We must begin with the question why many young Nigerians no longer see the usefulness of education? According to Dike, the state of education in Nigeria is uncertain, as the destination is unknown. This is because of a plethora of factors ranging from long years of military rule and neglect by politicians, which has hampered the growth of education in the country.

The 1999 UNICEF report on Nigeria stated that over four million of her children have no access to basic education, yet it failed to move the government at all levels to declare education a national emergency, coupled with the fact that the Boko Haram insurgency has further worsened an already hopeless situation, with many children of school age in Internally Displaced Persons (IDP) camp. In spite of this, the government of Nigeria has consistently failed to meet the budget benchmark for education. In 2014, the government budgeted N492.34 billion, in 2015 N492.34billion, and in 2016 N653.53 billion respectively. According to the Premium Times, the 2017 budget proposal of N448.01 billion is far less than the 2016 education budget of N653.53 billion.

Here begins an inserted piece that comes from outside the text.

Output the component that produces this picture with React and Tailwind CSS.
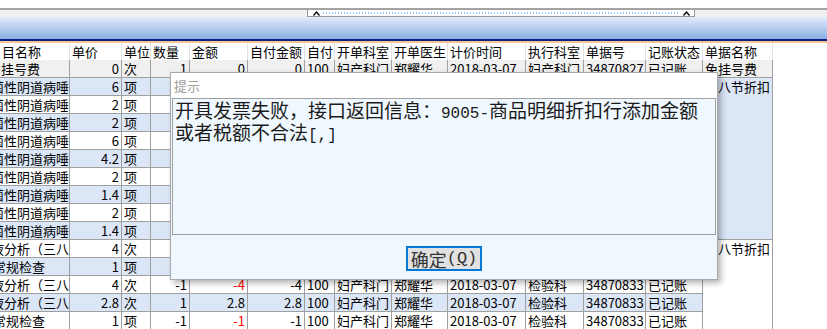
import React from "react";

const COLS = "grid-cols-[70px_52px_29px_39px_58px_57px_30px_57px_56px_78px_58px_62px_57px_70px]";

const headers = ["目名称", "单价", "单位", "数量", "金额", "自付金额", "自付", "开单科室", "开单医生", "计价时间", "执行科室", "单据号", "记账状态", "单据名称"];

const base = { pct: "100", dept: "妇产科门", doc: "郑耀华", time: "2018-03-07", st: "已记账" };

const A = "ml-[-11px]";
const rows = [
  { ...base, name: "挂号费", off: "ml-[-1px]", price: "0", unit: "次", qty: "1", amt: "0", self: "0", exec: "妇产科门", no: "34870827" },
  { ...base, name: "菌性阴道病唾液", off: A, price: "6", unit: "项", qty: "1", amt: "6", self: "6", exec: "检验科", no: "34870833" },
  { ...base, name: "菌性阴道病唾液", off: A, price: "2", unit: "项", qty: "1", amt: "2", self: "2", exec: "检验科", no: "34870833" },
  { ...base, name: "菌性阴道病唾液", off: A, price: "2", unit: "项", qty: "1", amt: "2", self: "2", exec: "检验科", no: "34870833" },
  { ...base, name: "菌性阴道病唾液", off: A, price: "6", unit: "项", qty: "1", amt: "6", self: "6", exec: "检验科", no: "34870833" },
  { ...base, name: "菌性阴道病唾液", off: A, price: "4.2", unit: "项", qty: "1", amt: "4.2", self: "4.2", exec: "检验科", no: "34870833" },
  { ...base, name: "菌性阴道病唾液", off: A, price: "2", unit: "项", qty: "1", amt: "2", self: "2", exec: "检验科", no: "34870833" },
  { ...base, name: "菌性阴道病唾液", off: A, price: "1.4", unit: "项", qty: "1", amt: "1.4", self: "1.4", exec: "检验科", no: "34870833" },
  { ...base, name: "菌性阴道病唾液", off: A, price: "2", unit: "项", qty: "1", amt: "2", self: "2", exec: "检验科", no: "34870833" },
  { ...base, name: "菌性阴道病唾液", off: A, price: "1.4", unit: "项", qty: "1", amt: "1.4", self: "1.4", exec: "检验科", no: "34870833" },
  { ...base, name: "液分析（三八节）", off: A, price: "4", unit: "次", qty: "1", amt: "4", self: "4", exec: "检验科", no: "34870833" },
  { ...base, name: "常规检查", off: "ml-[-9px]", price: "1", unit: "项", qty: "1", amt: "1", self: "1", exec: "检验科", no: "34870833" },
  { ...base, name: "液分析（三八节）", off: A, price: "4", unit: "次", qty: "-1", amt: "-4", self: "-4", exec: "检验科", no: "34870833", neg: true },
  { ...base, name: "液分析（三八节）", off: A, price: "2.8", unit: "次", qty: "1", amt: "2.8", self: "2.8", exec: "检验科", no: "34870833" },
  { ...base, name: "常规检查", off: "ml-[-9px]", price: "1", unit: "项", qty: "-1", amt: "-1", self: "-1", exec: "检验科", no: "34870833", neg: true },
];

const cell = "h-[18px] border-r border-b border-[#a0a0a0] px-[2px] leading-[17px] overflow-hidden whitespace-nowrap";

function Row({ r, i }) {
  const bg = i === 0 ? "bg-[#f0f0f0]" : i % 2 === 1 ? "bg-[#dbe6f7]" : "bg-white";
  const c = `${cell} ${bg}`;
  return (
    <>
      <div className={c}><span className={`inline-block ${r.off}`}>{r.name}</span></div>
      <div className={`${c} text-right`}>{r.price}</div>
      <div className={c}>{r.unit}</div>
      <div className={`${c} text-right`}>{r.qty}</div>
      <div className={`${c} text-right ${r.neg ? "text-[#ff0000]" : ""}`}>{r.amt}</div>
      <div className={`${c} text-right`}>{r.self}</div>
      <div className={c}>{r.pct}</div>
      <div className={c}>{r.dept}</div>
      <div className={c}>{r.doc}</div>
      <div className={c}>{r.time}</div>
      <div className={c}>{r.exec}</div>
      <div className={c}>{r.no}</div>
      <div className={c}>{r.st}</div>
      {i === 0 && <div className={c}>免挂号费</div>}
      {i === 1 && (
        <div className="row-span-9 border-r border-b border-[#a0a0a0] bg-[#dbe6f7] px-[2px] leading-[17px] overflow-hidden whitespace-nowrap">三八节折扣</div>
      )}
      {i === 10 && (
        <div className="row-span-5 border-r border-[#a0a0a0] bg-white px-[2px] leading-[17px] overflow-hidden whitespace-nowrap">三八节折扣</div>
      )}
    </>
  );
}

function Caret() {
  return (
    <svg width="7" height="5" viewBox="0 0 7 5" className="shrink-0">
      <path d="M0.5 4.5 L3.5 1 L6.5 4.5" fill="none" stroke="#000" strokeWidth="1.3" />
    </svg>
  );
}

const mono = "font-['Liberation_Mono',monospace] text-[16px]";

export default function App() {
  return (
    <div className="relative w-[827px] h-[329px] overflow-hidden bg-white text-[13px] text-black font-['Noto_Sans_CJK_SC',sans-serif]">
      <div className="h-[8px] bg-white" />
      <div className="h-[2px] bg-[#a3a3a3]" />
      <div className="h-[7px] bg-[#f0f0f0] flex">
        <div className="ml-[307px] w-[388px] h-full bg-white border-l border-b border-r border-[#9a9a9a] flex items-center pl-[5px] pr-[4px] gap-[3px]">
          <Caret />
          <svg className="flex-1" height="2" preserveAspectRatio="none">
            <line x1="0" y1="1" x2="100%" y2="1" stroke="#1a8cff" strokeWidth="1" strokeDasharray="1 2" />
          </svg>
          <Caret />
        </div>
      </div>
      <div className="h-[22px] bg-gradient-to-b from-[#e2ecfb] to-[#8aaee2]" />
      <div className="h-[2px] bg-[#0c1f86]" />
      <div className="h-[2px] bg-[#f4c58e]" />
      <div className={`grid ${COLS} w-[773px]`}>
        {headers.map((h, k) => (
          <div key={k} className="h-[17px] border-r border-[#e2e2e2] px-[2px] leading-[17px] bg-white whitespace-nowrap overflow-hidden">
            {h}
          </div>
        ))}
        {rows.map((r, i) => (
          <Row key={i} r={r} i={i} />
        ))}
      </div>

      <div className="absolute left-[170px] top-[72px] w-[548px] h-[208px] bg-[#f0f8ff] border border-[#a8a8a8] shadow-[3px_3px_6px_rgba(0,0,0,0.3)] flex flex-col">
        <div className="h-[25px] bg-white flex items-center pl-[3px] text-[13px] text-[#a0a0a0]">提示</div>
        <div className="mx-[1px] h-[137px] border border-[#a0a0a0] bg-[#f0f8ff] px-[2px] pt-[2px] text-[19px] leading-[18px] text-[#1a1a1a]">
          <div className="whitespace-nowrap">
            开具发票失败，接口返回信息：<span className={mono}>9005-</span>商品明细折扣行添加金额
          </div>
          <div className="whitespace-nowrap">
            或者税额不合法<span className={mono}>[,]</span>
          </div>
        </div>
        <div className="flex justify-center mt-[11px]">
          <div className="w-[76px] h-[25px] border-2 border-[#0078d7] bg-[#e1e1e1] flex items-center justify-center text-[18px] leading-[20px] text-[#333]">
            确定<span className={`${mono} text-[17px]`}>(<span className="underline">Q</span>)</span>
          </div>
        </div>
      </div>
    </div>
  );
}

The total allocation of states to education in the country is about 10.7 percent of the national budget, lower than the UNESCO recommended benchmark of 26 per cent for education and that of Ghana’s 18 per cent. The African Dept, Jubilee 2000 in 2001 made a comparison of African countries spending on education (%GNP). Angola 4.9 per cent, Cote d voire 5 per cent, Ghana, 4.4 per cent, Kenya 6.5 per cent, Mozambique 4.1 per cent, Nigeria 0.76 per cent, South Africa 7.9 per cent, Tanzania 3.4 per cent and Uganda 2.6 per cent. Nigeria has the least investment in education.

Many have argued that the poor funding of education has led to lack of motivation among teachers and university lecturers, due to poor remuneration, lack of trainings, research grants and low capital investment in the sector. It is believed that the lack of funding for education has forced many tertiary institutions in most South-West states in the country to shutdown, as a result of poor learning environment and failing infrastructural facilities. No wonder, no Nigerian university is among the top 10 African Universities.

While we lament over the poor funding of education, politicians are enjoying and exploiting the use of security votes for personal use that could have been used to fund the many education needs of the people. In Nigeria, the 36 state governors receive over N8 billion each as security votes yearly, imagine if a quantum of these monies find their way into education and the provision of economic opportunities for young graduates.

Critically, it is of essence that public office holders view investment in education as one of urgent national importance, with the development of strategic objectives to revive the dwindling fortunes of education in Nigeria. And also creating sectoral linkages between education and economic development in order to encourage and strengthen the belief in youths that education is the foundation for development.